Dr. Kevin B. Smith

Professor and Former Senior Associate Provost
Department of Sociology, Social Work, and Criminal Justice
Began working at Lamar University in 1981
Interviewed by Vidisha Barua Worley on 03/30/2023
 
Dr. Kevin Smith at the 2016 David J. Beck Fellowship awards held in November 2015. Picture taken from Lamar University's albums.
*Kevin B. Smith, Ph.D., is a Professor of Sociology. He has served Lamar University for 40 years. From 1985 to 1994, he was department chair and he returned as interim chair in 2011-12. During his tenure at Lamar, Dr. Smith also held the positions of Associate Vice President for Academic Affair, interim Vice President for Academic Affairs, interim Vice President for Student Engagement, and Senior Associate Provost. He teaches courses in social psychology and social stratification. Dr. Smith has also taught research methods, survey research, marriage and the family, statistics, social theory, and principles of sociology. Though administrative duties consumed most of his time, his research interests and publications have examined cognitions that support social class identification.

 

‘Lamar University was truly one of the first universities in the nation to partner with a third party and offer online master’s degrees and even doctoral degrees in Education. I was involved with that decision…. Criminal Justice and Social Work were in Public Affairs, and Sociology and Anthropology were in Sociology, and the two departments merged.’

 

‘I accepted a job as a tenure-track assistant professor in the Fall of 1981. I wanted to move back to the Houston area, so I accepted the job. Lamar University provided a wonderful career for me. A great opportunity for me to engage in my profession as a college professor. A wonderful university, in the 1980s it was growing rapidly. I was part of that.’

 

‘I was there for the 75th anniversary of the university. A large group photograph was taken, should be available somewhere in the library. Part of what I saw during my 40 years at Lamar was a transition from a traditional lecture-based university to a high-tech online university. When I arrived, we barely had typewriters. We had office telephones and only the privileged faculty even got the typewriters. I can remember the battles when computers first appeared, and the arguments we had over Apple versus PC. At the time, there were dozens and dozens of operating systems. I saw the university go through those stages.
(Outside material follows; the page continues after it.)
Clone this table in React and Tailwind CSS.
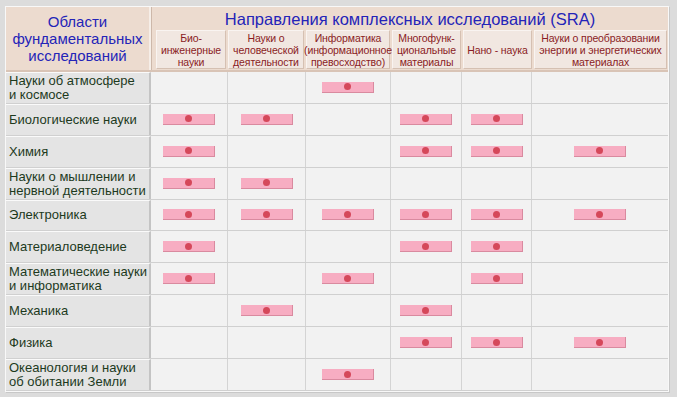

Arguments over whether students could learn in an online environment, whether faculty members could teach remotely, how much they could teach remotely, whether students …the remote environment, issues with rigor and academic dishonesty, and so on and so forth. In the 90’s…primarily students would read and correspond with instructors through e-mail and send text files back and forth. They usually had to come to campus for examinations. There were the rudimentary forms of online education back then.

 

‘I saw the university struggle with issues of admission standards, growth in terms of degree programs, and colleges. It was just following the merger of the Public Affairs Department with the Sociology Department. Criminal Justice and Social Work were in Public Affairs, and Sociology and Anthropology were in Sociology, and the two departments merged. It was a difficult mix to some extent. Criminal Justice has become much more academically focused than when I got here.’

 

‘I worked for a lot of presidents, a lot of provosts, and each one of course comes with a new agenda and a new scale and scope for the university… I also served as provost of the university for about a year and a half. That was in the early 2000s. There is an old saying that there is no better job than a tenured full professor, and there is a lot of truth to that. I truly enjoyed being an administrator because I knew what was happening, what could happen to the university. I had some modest input into decisions that were very consequential for the university.

 

‘Decision whether or not to offer online degrees. Lamar University was truly one of the first universities in the nation to partner with a third party and offer online master’s degrees and even doctoral degrees in Education. We had to go through the Southern Association. The  Southern Association first denied it. Later, on appeal, approved it. When it approved, it opened the doors to what we have today. That truly made Lamar University unique and special. Should Texas taxpayers pay for faculty members and students who do not reside in the state of Texas. These were the kind of battles we had to fight. Then there were the issues of expectations of remote-based faculty members. How do you evaluate teaching and scholarship for someone who doesn’t even have an office on campus.’

 

‘I was involved in the elimination of the Lamar University System. We had some very dark and difficult times. Lots of people were terminated. Lots of votes of no confidence. Lots of hearings held in Austin and also on our campus. Carl Parker lost that battle. The faculty wanted to join the Texas State University System, and so we prevailed.’